1. Pihak yang Ditunjuk sebagai Pemungut PPh Pasal 22
Menteri Keuangan memiliki kewenangan untuk menunjuk berbagai pihak sebagai pemungut pajak dalam penerapan PPh Pasal 22. Pihak-pihak tersebut dibedakan berdasarkan jenis kegiatan dan tanggung jawabnya dalam transaksi barang.
a. Bendahara Pemerintah dan Kuasa Pengguna Anggaran (KPA)
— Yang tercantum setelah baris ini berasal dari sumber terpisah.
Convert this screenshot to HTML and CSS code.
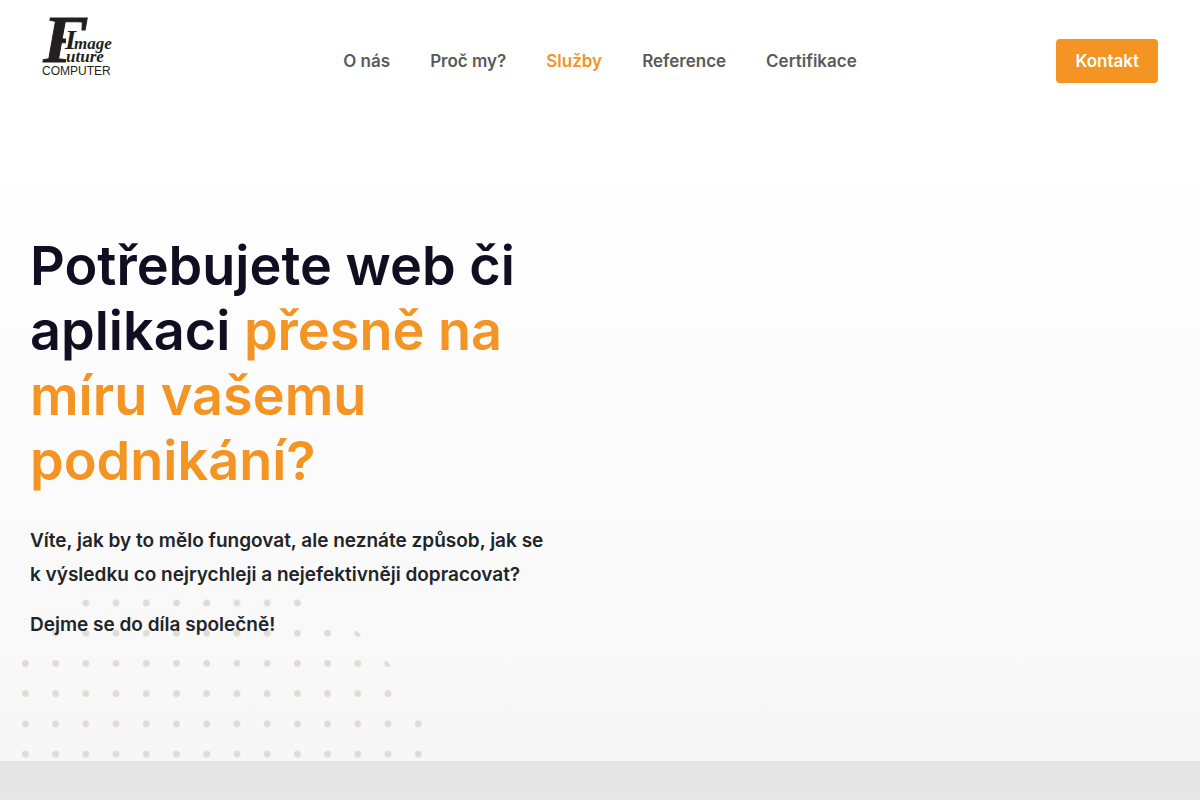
FILE: index.html
```html
<!doctype html>
<html lang="cs">
<head>
	<meta charset="utf-8">
	<meta name="viewport" content="width=device-width, initial-scale=1">
	<title>Image Future Computer</title>
	<link rel="stylesheet" href="styles.css">
</head>

<body>
	<div class="hero">
		<svg class="dots" width="460" height="162" viewBox="0 0 460 162" aria-hidden="true">
			<defs>
				<pattern id="dot" x="10.3" y="-11.1" width="30.22" height="30.22" patternUnits="userSpaceOnUse">
					<circle cx="15.1" cy="15.1" r="3.4" fill="#dfdcd7"/>
				</pattern>
				<clipPath id="round">
					<circle cx="197" cy="223" r="249"/>
				</clipPath>
			</defs>
			<rect x="10.3" width="449" height="162" fill="url(#dot)" clip-path="url(#round)"/>
		</svg>

		<header class="header">
			<a class="logo" href="#" aria-label="Image Future Computer">
				<svg width="68" height="62" viewBox="0 0 68 62">
					<defs>
						<clipPath id="f-arm">
							<path d="M-4 -4H50V17H24V50H-4z"/>
						</clipPath>
					</defs>
					<text class="logo-f" x="1" y="46" clip-path="url(#f-arm)">F</text>
					<text class="logo-i" x="23" y="33">I</text>
					<text class="logo-word" x="32" y="33">mage</text>
					<text class="logo-word" x="24" y="46">uture</text>
					<text class="logo-computer" x="0" y="59">COMPUTER</text>
				</svg>
			</a>
			<nav class="nav">
				<a href="#">O nás</a>
				<a href="#">Proč my?</a>
				<a class="active" href="#">Služby</a>
				<a href="#">Reference</a>
				<a href="#">Certifikace</a>
			</nav>
			<a class="button" href="#">Kontakt</a>
		</header>

		<main class="intro">
			<h1>Potřebujete web či aplikaci <span>přesně na míru vašemu podnikání?</span></h1>
			<p>Víte, jak by to mělo fungovat, ale neznáte způsob, jak se k&nbsp;výsledku co nejrychleji a nejefektivněji dopracovat?</p>
			<p>Dejme se do díla společně!</p>
		</main>
	</div>

	<section class="next"></section>
</body>
</html>
```
FILE: styles.css
```css
* {box-sizing: border-box}

body {
	display: flex;
	flex-direction: column;
	min-height: 100vh;
	margin: 0;
	font-family: Inter, "Liberation Sans", sans-serif;
	color: #212529;
}

a {text-decoration: none}

.hero {
	position: relative;
	padding-bottom: 119px;
	background: linear-gradient(#fff 20%, #f7f7f7);
	overflow: hidden;
}

.dots {
	position: absolute;
	left: 0;
	bottom: 0;
}

.header {
	display: grid;
	grid-template-columns: 1fr auto 1fr;
	align-items: center;
	padding: 16px 42px 15px;
}

.logo {
	align-self: start;
	justify-self: start;
	color: #231f20;

	& svg {
		display: block;
		fill: currentColor;
		overflow: visible;
	}
}

.logo-f, .logo-i, .logo-word {
	font-family: "Liberation Serif", serif;
	font-style: italic;
	font-weight: 700;
}

.logo-f {
	font-size: 68px;
	stroke: currentColor;
	stroke-width: 1px;
}

.logo-i {font-size: 28px}
.logo-word {font-size: 17px}

.logo-computer {
	font-family: "Liberation Sans", sans-serif;
	font-size: 12px;
}

.nav {
	display: flex;
	gap: 40px;
	padding: 30px 0;

	& a {
		font-size: 17px;
		font-weight: 600;
		line-height: 30px;
		color: #5a5a5a;
	}

	& .active {color: #f49422}
}

.button {
	justify-self: end;
	padding: 10px 19px;
	border-radius: 4px;
	background: #f49422;
	color: #fff;
	font-size: 17px;
	font-weight: 600;
	line-height: 24px;
}

.intro {
	position: relative;
	max-width: 580px;
	padding: 112px 30px 0;

	& h1 {
		margin: 0 0 31px;
		font-size: 54px;
		font-weight: 600;
		line-height: 65px;
		color: #100e20;
	}

	& h1 span {color: #f49422}

	& p {
		margin: 0 0 16px;
		font-size: 19px;
		font-weight: 600;
		line-height: 34px;
	}

	& p:last-child {margin: 0}
}

.next {
	flex-grow: 1;
	background: linear-gradient(#e4e4e4, #e7e7e7);
}
```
Bendahara pemerintah di tingkat pusat maupun daerah, termasuk pejabat yang menjalankan fungsi yang sama, wajib memungut PPh Pasal 22 atas setiap pembayaran yang dilakukan kepada pihak ketiga. Hal ini berlaku untuk pembelian barang yang dibiayai oleh APBN atau APBD, baik menggunakan mekanisme uang persediaan (UP) maupun pembayaran langsung (LS).
b. Badan-Badan Tertentu di Bidang Impor dan Usaha Lain
Termasuk di dalamnya badan pemerintah maupun swasta yang melakukan kegiatan impor atau produksi barang tertentu. Misalnya, industri otomotif, semen, kertas, baja, hingga farmasi. Mereka wajib memungut PPh Pasal 22 atas transaksi penjualan hasil produksinya kepada distributor atau pihak lain di dalam negeri.
c. Wajib Pajak Badan atas Penjualan Barang Mewah
Badan usaha tertentu juga memiliki kewajiban memungut pajak atas penjualan barang yang tergolong sangat mewah. Kategori ini meliputi rumah dan apartemen mewah, kendaraan bermotor bernilai tinggi, kapal pesiar, hingga pesawat pribadi dengan nilai tertentu sebagaimana diatur dalam peraturan Menteri Keuangan.
d. Pihak Lain yang Ditunjuk oleh Menteri Keuangan
Selain pihak-pihak di atas, Menteri Keuangan dapat menunjuk entitas lain untuk melakukan pemungutan pajak, seperti marketplace pengadaan barang dan jasa pemerintah serta pelaku usaha di sektor emas, baik perhiasan maupun batangan. Ketentuan ini diatur dalam PMK-58/PMK.03/2022 dan PMK-48/PMK.03/2023.